The fabulous cliffs looking towards Hope Point.

Black-headed Gulls wandered past, but no sign of any American visitors.

Black-headed Gull, adult in winter plumage.

The tide was high, and on it's way, and in any case I don't think I'm now up to the cliff bottom walk to St Margaret's Bay. Thi is a shame, because I alwys feel there is some good potential in places there is some scrub down to the cliff bottom.

One of the black storms wadering along the Channel.

The undercliffe, looking north towards Deal.

In fading light a black Crow flies sinisterly along the cliff top.

Wednesday, 19 October 2016

Moving Lumps on the ground.

The last week hasn't been good. A bad dose of something very nasty has had me in bed, or at least in doors in the smallest room, for most of the last seven days, I did manage to get to the Kent Wildlife Conference at Kent University, and with the help of heavy dosing and crossed fingers, I got through my talk on Kent's changing birds, over the period I've been birding, with out accident.
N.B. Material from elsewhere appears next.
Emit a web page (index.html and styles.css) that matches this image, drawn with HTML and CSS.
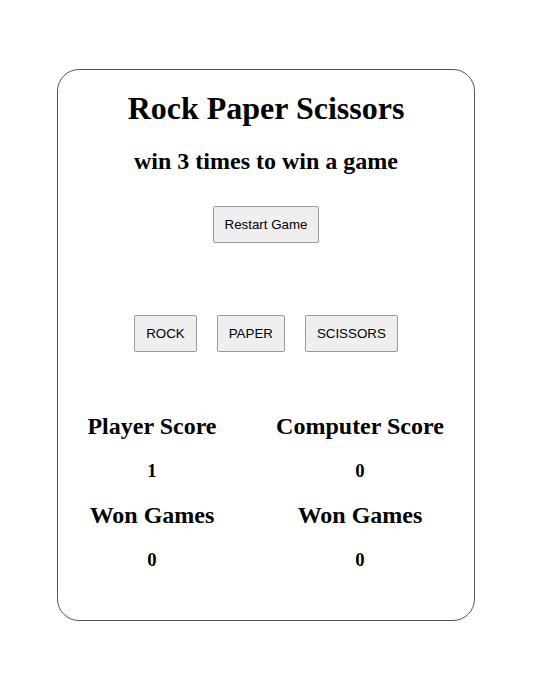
FILE: index.html
```html
<!DOCTYPE html>
<html>
<head>
<meta charset="utf-8">
<link rel="stylesheet" href="styles.css">
</head>
<body>
<div class="page">
  <div class="card">
    <h1 class="title">Rock Paper Scissors</h1>
    <h2 class="subtitle">win 3 times to win a game</h2>
    <div class="restart-row">
      <button class="btn">Restart Game</button>
    </div>
    <div class="choices">
      <button class="btn">ROCK</button>
      <button class="btn">PAPER</button>
      <button class="btn">SCISSORS</button>
    </div>
    <div class="scores">
      <h2 class="score-label">Player Score</h2>
      <h2 class="score-label">Computer Score</h2>
      <h3 class="score-value">1</h3>
      <h3 class="score-value">0</h3>
      <h2 class="score-label">Won Games</h2>
      <h2 class="score-label">Won Games</h2>
      <h3 class="score-value">0</h3>
      <h3 class="score-value">0</h3>
    </div>
  </div>
</div>
</body>
</html>
```

FILE: styles.css
```css
html, body {
  margin: 0;
  padding: 0;
  background: #ffffff;
}

.page {
  padding: 69px 0 0 57px;
}

.card {
  box-sizing: border-box;
  width: 418px;
  height: 552px;
  border: 1px solid #555555;
  border-radius: 22px;
  padding-top: 20px;
  font-family: "Liberation Serif", "Times New Roman", serif;
  color: #000000;
}

.title {
  margin: 0;
  font-size: 32px;
  line-height: 37px;
  font-weight: bold;
  text-align: center;
}

.subtitle {
  margin: 20px 0 0;
  font-size: 24px;
  line-height: 28px;
  font-weight: bold;
  text-align: center;
}

.restart-row {
  margin-top: 31px;
  display: flex;
  justify-content: center;
}

.btn {
  font-family: "Liberation Sans", Arial, sans-serif;
  font-size: 13.33px;
  line-height: 15px;
  color: #000000;
  background: #efefef;
  border: 1px solid #9a9a9a;
  border-radius: 2px;
  padding: 10px 11px;
  margin: 0;
}

.choices {
  margin-top: 72px;
  display: flex;
  justify-content: center;
  gap: 20px;
}

.scores {
  margin-top: 60px;
  display: grid;
  grid-template-columns: 188px 188px;
  column-gap: 20px;
  row-gap: 19px;
}

.score-label {
  margin: 0;
  font-size: 24px;
  line-height: 28px;
  font-weight: bold;
  text-align: center;
}

.score-value {
  margin: 1px 0 0;
  font-size: 18.72px;
  line-height: 22px;
  font-weight: bold;
  text-align: center;
}
```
A view from the lounge window. Apart of the flock of Goldfinches feeding in the garden. These are under the feeders below the grape vine.

When I counted these I was surprised how many there were on the ground, As this is just one of two feeding areas the total flock in the garden is now approaching 200.

Yesterday I managed an exciting trip to the pharmacist, and took the opportunity for a drive from Deal along the Ancient Highway.

 I noticed some lumps on the ground. While thousands of Red-legged Partridge infest the countryside, waiting for the unspeakable to blast them out of the sky, some native Grey Partridges keep their heads down, on Worth Marshes.

They are one of my favourites and we are lucky to see them regularly here.

Tuesday, 11 October 2016

The Last Hurrah!

After a very wet night there was some very nice sunshine today and it was great to see a couple of Red Admirals basking in the warmth, possibly their last opportunity this year.

The garden was buzzing with the calls of over 100 Goldfinches with Chaffinches and a few Bramblings and Greenfinches to supplement the seed eaters.

What interested me though were the odd glimpse of small warblers feeding among the leaves on the bigger trees. I reckon there were probably four, and as I got good enough views to identify each one in every case it turned out to be a Chiffchaff

There is no doubt that it is possible to get a rarer phyllosc here, I've seen both Yellow-browed and Pallas's Warblerrs within 300 meteres, but I'm still waiting here..

Monday, 10 October 2016

There's ants in the Lawn.

I have many faults, and one of them is hoarding rubbish. Sometimes it pays off. This old wall television "table" looked like it might have some use, and for about three years it has made a useful bird table, fixed to a large tree. It doesn't get used a lot, but I did notice, a year or so ago, that visiting Bramblings preferred to feed on it than on the ground. I put some seed on it and of course a Chaffinch tried it first. In the end I had four Bramblings feeding there.

It wasn't long before some of the flock Goldfinches found the seeds on the TV bird table, The flock is well over 100 now and as well as being very noisy they also get through a lot of seed.

I think this female Green Woodpecker must have found a good ants nest as it had it's head down most of the time I was watching it (about five minutes). As usual something, probably one of the clumsy Wood Pigeons landing with a thump, disturbed it and it flew to one of the trees.